The collaboration raises questions that ballet has been asking for years but rarely answering in such material terms: What is tradition if not a conversation with the present? How do you honor the rigidity of technique while making room for everything that technique can become? The SF Ballet's answer, embodied in Mukherjee's work, is that these questions aren't obstacles. They're the whole point.
There will be purists who disagree. There always are. They'll argue that the ballet should speak for itself, that visual additions clutter and dilute. They're not entirely wrong—the art is loud, and it does demand something from the audience. But demand isn't the same as overwhelm. Mukherjee's mural asks more of you, not less. It asks you to watch with your peripheral vision, to let your focus drift, to resist the urge to look at one thing at a time.
That's a skill worth cultivating. In an era when attention is the most contested resource in any room, the SF Ballet has made a mural that fights back. It rewards the people who stay present.

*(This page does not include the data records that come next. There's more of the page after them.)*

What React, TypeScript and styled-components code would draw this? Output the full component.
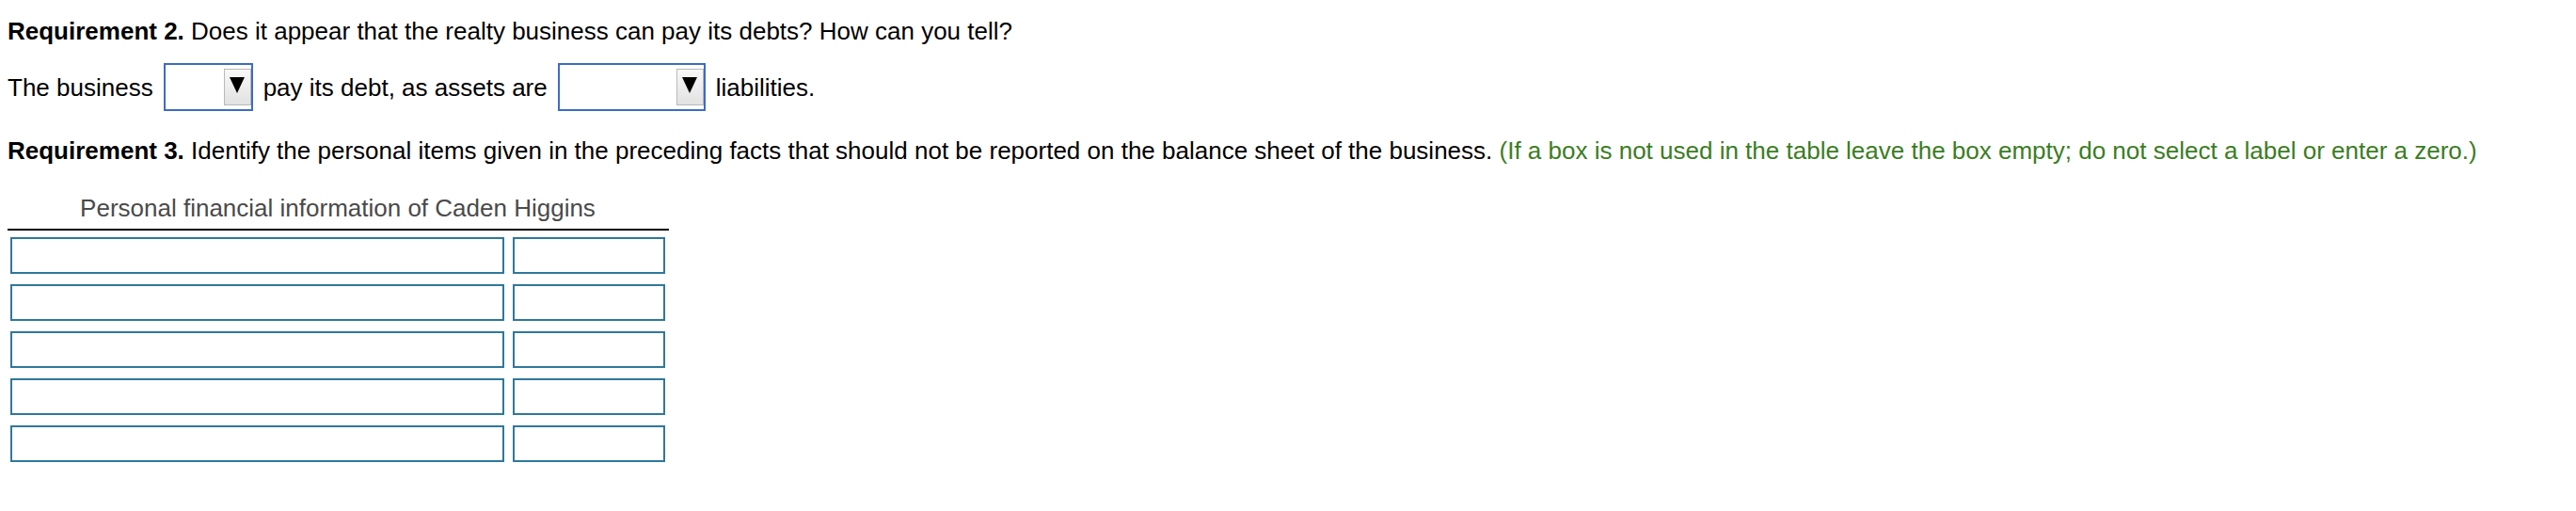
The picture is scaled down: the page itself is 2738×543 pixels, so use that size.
import React from 'react';
import styled, { createGlobalStyle } from 'styled-components';

const GlobalStyle = createGlobalStyle`
  body {
    margin: 8px;
    background: #ffffff;
    font-family: "Liberation Sans", Arial, sans-serif;
    font-size: 26px;
    line-height: 30px;
    color: #000000;
  }
`;

const Page = styled.div`
  display: flex;
  flex-direction: column;
  align-items: flex-start;
`;

const Paragraph = styled.p<{ top: number }>`
  margin: ${props => props.top}px 0 0 0;
  white-space: nowrap;
`;

const Bold = styled.b`
  font-weight: bold;
`;

const Hint = styled.span`
  color: #3a7d22;
`;

const AnswerRow = styled.div`
  display: flex;
  align-items: center;
  gap: 11px;
  margin-top: 19px;
  height: 51px;
  white-space: nowrap;
`;

const Select = styled.div<{ width: number }>`
  box-sizing: border-box;
  width: ${props => props.width}px;
  height: 51px;
  border: 2px solid #3d6bc6;
  background: #ffffff;
  display: flex;
  align-items: center;
  justify-content: flex-end;
`;

const ArrowButton = styled.div`
  box-sizing: border-box;
  width: 29px;
  height: 39px;
  border: 1px solid #b9b9b9;
  background: linear-gradient(#f8f8f8, #e2e2e2);
  display: flex;
  align-items: center;
  justify-content: center;
  padding-bottom: 4px;
`;

const Table = styled.div`
  margin-top: 31px;
  width: 704px;
  margin-left: -1px;
`;

const TableHeader = styled.div`
  text-align: center;
  color: #4a4a4a;
  padding-bottom: 7px;
  border-bottom: 2px solid #000000;
`;

const TableBody = styled.div`
  display: flex;
  flex-direction: column;
  gap: 11px;
  padding: 7px 4px 0 4px;
`;

const InputRow = styled.div`
  display: flex;
  gap: 9px;
`;

const InputBox = styled.div<{ width: number }>`
  box-sizing: border-box;
  width: ${props => props.width}px;
  height: 39px;
  border: 2px solid #2f789b;
  background: #ffffff;
`;

const Arrow = () => (
  <svg width="16" height="17" viewBox="0 0 16 17">
    <polygon points="0,0 16,0 8,17" fill="#000000" />
  </svg>
);

const Dropdown = ({ width }: { width: number }) => (
  <Select width={width}>
    <ArrowButton>
      <Arrow />
    </ArrowButton>
  </Select>
);

export default function App() {
  const rows = [0, 1, 2, 3, 4];
  return (
    <Page>
      <GlobalStyle />
      <Paragraph top={10}>
        <Bold>Requirement 2.</Bold> Does it appear that the realty business can pay its debts? How can you tell?
      </Paragraph>
      <AnswerRow>
        <span>The business</span>
        <Dropdown width={95} />
        <span>pay its debt, as assets are</span>
        <Dropdown width={157} />
        <span>liabilities.</span>
      </AnswerRow>
      <Paragraph top={27}>
        <Bold>Requirement 3.</Bold> Identify the personal items given in the preceding facts that should not be reported on
        the balance sheet of the business.{' '}
        <Hint>(If a box is not used in the table leave the box empty; do not select a label or enter a zero.)</Hint>
      </Paragraph>
      <Table>
        <TableHeader>Personal financial information of Caden Higgins</TableHeader>
        <TableBody>
          {rows.map(r => (
            <InputRow key={r}>
              <InputBox width={525} />
              <InputBox width={162} />
            </InputRow>
          ))}
        </TableBody>
      </Table>
    </Page>
  );
}
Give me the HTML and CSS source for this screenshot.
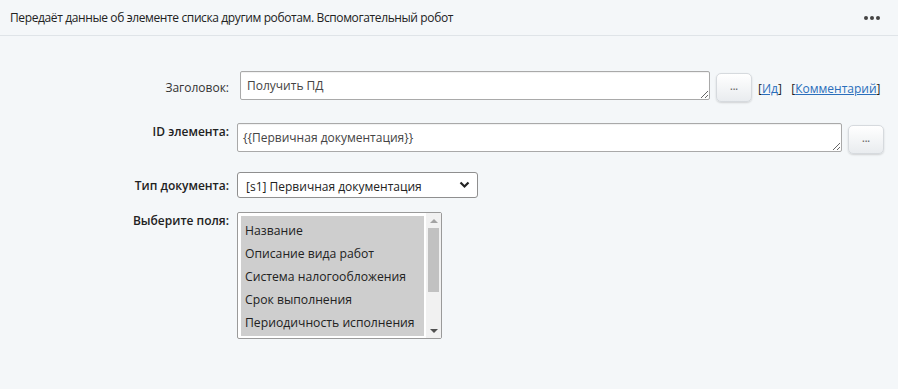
FILE: index.html
```html
<!DOCTYPE html>
<html lang="ru">
<head>
<meta charset="utf-8">
<link rel="stylesheet" href="styles.css">
</head>
<body>
<div class="panel">
  <div class="header">
    <div class="title">Передаёт данные об элементе списка другим роботам. Вспомогательный робот</div>
    <div class="menu"><span></span><span></span><span></span></div>
  </div>
  <div class="form">
    <div class="row row-title">
      <div class="label normal">Заголовок:</div>
      <div class="field">
        <textarea class="ta ta-title">Получить ПД</textarea>
        <button class="btn">...</button>
        <div class="links">[<a href="#">Ид</a>]&nbsp;&nbsp; [<a href="#">Комментарий</a>]</div>
      </div>
    </div>
    <div class="row row-id">
      <div class="label">ID элемента:</div>
      <div class="field">
        <textarea class="ta ta-id">{{Первичная документация}}</textarea>
        <button class="btn">...</button>
      </div>
    </div>
    <div class="row row-type">
      <div class="label">Тип документа:</div>
      <div class="field">
        <div class="select">
          <span class="select-text">[s1] Первичная документация</span>
          <svg class="chev" width="11" height="8" viewBox="0 0 11 8"><path d="M1.5 1.5 L5.5 5.5 L9.5 1.5" fill="none" stroke="#222" stroke-width="2.2"/></svg>
        </div>
      </div>
    </div>
    <div class="row row-fields">
      <div class="label">Выберите поля:</div>
      <div class="field">
        <div class="listbox">
          <div class="options">
            <div class="opt">Название</div>
            <div class="opt">Описание вида работ</div>
            <div class="opt">Система налогообложения</div>
            <div class="opt">Срок выполнения</div>
            <div class="opt">Периодичность исполнения</div>
          </div>
          <div class="scrollbar">
            <div class="arrow up"></div>
            <div class="track"><div class="thumb"></div></div>
            <div class="arrow down"></div>
          </div>
        </div>
      </div>
    </div>
  </div>
</div>
</body>
</html>
```

FILE: styles.css
```css
html, body {
  margin: 0;
  padding: 0;
  background: #f4f7f9;
}
body {
  font-family: "Open Sans", "Noto Sans", sans-serif;
  color: #222;
  width: 898px;
  height: 389px;
  overflow: hidden;
}
.header {
  height: 35px;
  border-bottom: 1px solid #dfe4e8;
  display: flex;
  align-items: center;
  justify-content: space-between;
  padding: 0 18px 0 10px;
}
.title {
  font-size: 12px;
  color: #222;
  letter-spacing: -0.38px;
}
.menu {
  display: flex;
  gap: 2px;
}
.menu span {
  width: 4px;
  height: 4px;
  border-radius: 50%;
  background: #444;
}
.form {
  padding-top: 35px;
  display: flex;
  flex-direction: column;
}
.row {
  display: grid;
  grid-template-columns: 229px 1fr;
  column-gap: 8px;
}
.label {
  text-align: right;
  font-size: 12px;
  font-weight: 600;
  color: #222;
}
.label.normal {
  font-weight: 400;
  color: #333;
}
.field {
  display: flex;
  align-items: flex-start;
}
.ta {
  box-sizing: border-box;
  height: 29px;
  border: 1px solid #a9a9a9;
  border-radius: 2px;
  background: #fff;
  font-family: "Open Sans", sans-serif;
  font-size: 12px;
  color: #444;
  padding: 5px 6px;
  margin: 0;
  resize: both;
  overflow: hidden;
  box-shadow: inset 0 1px 1px rgba(0,0,0,0.06);
}
.ta-title {
  width: 470px;
  margin-left: 3px;
}
.ta-id {
  width: 605px;
  padding-left: 5px;
}
.btn {
  box-sizing: border-box;
  width: 36px;
  height: 29px;
  margin: 2px 0 0 6px;
  border: 1px solid #d6dade;
  border-radius: 5px;
  background: linear-gradient(#ffffff, #e9ecef);
  box-shadow: 0 1px 2px rgba(0,0,0,0.15);
  font-size: 10px;
  font-weight: 600;
  color: #666;
  padding: 0 0 3px;
  font-family: "Open Sans", sans-serif;
}
.links {
  font-size: 12px;
  color: #222;
  margin: 9px 0 0 6px;
  white-space: nowrap;
}
.links a {
  color: #2a6ebb;
  text-decoration: underline;
}
.row-title .label {
  padding-top: 8px;
}
.row-id {
  margin-top: 21px;
}
.row-type {
  margin-top: 18px;
}
.row-type .label {
  padding-top: 5px;
}
.select {
  box-sizing: border-box;
  width: 241px;
  height: 26px;
  border: 1px solid #8f8f8f;
  border-radius: 3px;
  background: #fff;
  display: flex;
  align-items: center;
  justify-content: space-between;
  padding: 0 7px 0 8px;
  font-size: 12px;
  color: #222;
}
.select-text {
  padding-top: 3px;
}
.row-fields {
  margin-top: 14px;
}
.listbox {
  box-sizing: border-box;
  width: 205px;
  height: 127px;
  border: 1px solid #9a9a9a;
  border-radius: 2px;
  background: #fff;
  display: flex;
  padding: 3px 0 2px 3px;
}
.options {
  flex: 1;
  background: #cecece;
  overflow: hidden;
  padding-top: 3px;
}
.opt {
  font-size: 12.2px;
  color: #222;
  height: 23px;
  line-height: 23px;
  padding-left: 4px;
  white-space: nowrap;
}
.scrollbar {
  width: 15px;
  background: #f1f1f1;
  display: flex;
  flex-direction: column;
  margin: -3px 0 -2px 2px;
}
.arrow {
  height: 15px;
  display: flex;
  align-items: center;
  justify-content: center;
}
.arrow::before {
  content: "";
  border-left: 4px solid transparent;
  border-right: 4px solid transparent;
}
.arrow.up::before {
  border-bottom: 4px solid #a3a3a3;
}
.arrow.down::before {
  border-top: 4px solid #505050;
}
.track {
  flex: 1;
  padding: 0 2px;
}
.thumb {
  height: 64px;
  background: #c1c1c1;
}
```
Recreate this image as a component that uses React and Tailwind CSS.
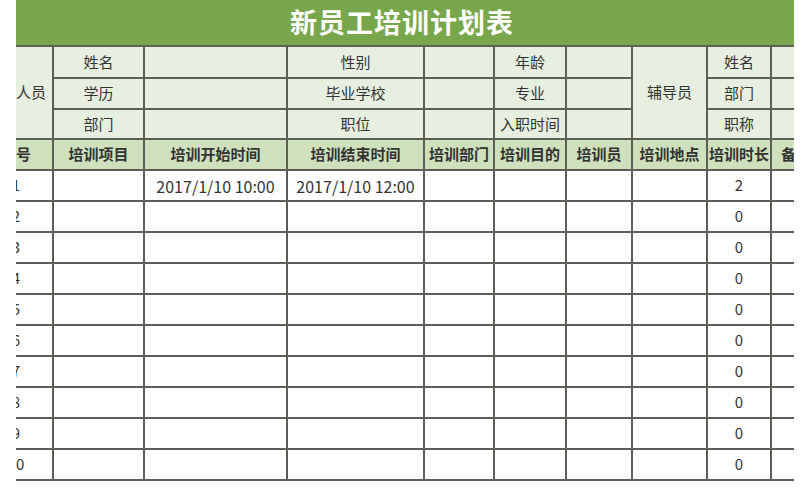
import React from 'react';

const cols = 'grid-cols-[72px_89px_141px_135px_68px_70px_64px_73px_62px_48px]';
const rows = 'grid-rows-[45px_30px_29px_28px_29px_repeat(10,29px)]';

const headers = ['序号', '培训项目', '培训开始时间', '培训结束时间', '培训部门', '培训目的', '培训员', '培训地点', '培训时长', '备注'];

const data = Array.from({ length: 10 }, (_, i) => ({
  no: i + 1,
  start: i === 0 ? '2017/1/10 10:00' : '',
  end: i === 0 ? '2017/1/10 12:00' : '',
  hours: i === 0 ? 2 : 0,
}));

const Info = ({ children, className = '' }) => (
  <div className={`bg-[#e7efe0] flex items-center justify-center whitespace-nowrap ${className}`}>{children}</div>
);

export default function App() {
  return (
    <div className="w-[811px] h-[500px] bg-white overflow-hidden" style={{ fontFamily: '"Noto Sans CJK SC", "Noto Sans", sans-serif' }}>
      <div className="ml-[16px] w-[778px] overflow-hidden">
        <div className={`ml-[-36px] w-[826px] grid ${cols} ${rows} gap-[2px] pb-[2px] bg-[#5c5e58] text-[15px] text-[#333]`}>
          {/* Title */}
          <div className="col-span-10 bg-[#78a74b] flex items-center justify-center text-white font-bold text-[27px] tracking-[1px] pl-[4px]">
            新员工培训计划表
          </div>

          {/* Info block */}
          <Info className="row-span-3">培训人员</Info>
          <Info>姓名</Info>
          <Info />
          <Info>性别</Info>
          <Info />
          <Info>年龄</Info>
          <Info />
          <Info className="row-span-3">辅导员</Info>
          <Info>姓名</Info>
          <Info />

          <Info>学历</Info>
          <Info />
          <Info>毕业学校</Info>
          <Info />
          <Info>专业</Info>
          <Info />
          <Info>部门</Info>
          <Info />

          <Info>部门</Info>
          <Info />
          <Info>职位</Info>
          <Info />
          <Info>入职时间</Info>
          <Info />
          <Info>职称</Info>
          <Info />

          {/* Column headers */}
          {headers.map((h) => (
            <div key={h} className="bg-[#cfe0bd] flex items-center justify-center font-bold whitespace-nowrap">
              {h}
            </div>
          ))}

          {/* Rows */}
          {data.map((r) => (
            <React.Fragment key={r.no}>
              <div className="bg-white flex items-center justify-center">{r.no}</div>
              <div className="bg-white" />
              <div className="bg-white flex items-center justify-center whitespace-nowrap text-[16px]">{r.start}</div>
              <div className="bg-white flex items-center justify-center whitespace-nowrap text-[16px]">{r.end}</div>
              <div className="bg-white" />
              <div className="bg-white" />
              <div className="bg-white" />
              <div className="bg-white" />
              <div className="bg-white flex items-center justify-center">{r.hours}</div>
              <div className="bg-white" />
            </React.Fragment>
          ))}
        </div>
      </div>
    </div>
  );
}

And maybe that's the real statement here: not just that art can bridge cultures (it can, it does, we know this) but that art can teach us how to look again. At ballet. At each other. At the stories we tell to explain who we are.
The performance ended with the mural fully lit one last time, and the audience sat in that glow for a long moment before anyone applauded. Nobody rushed. Nobody checked their phone. The image held us all.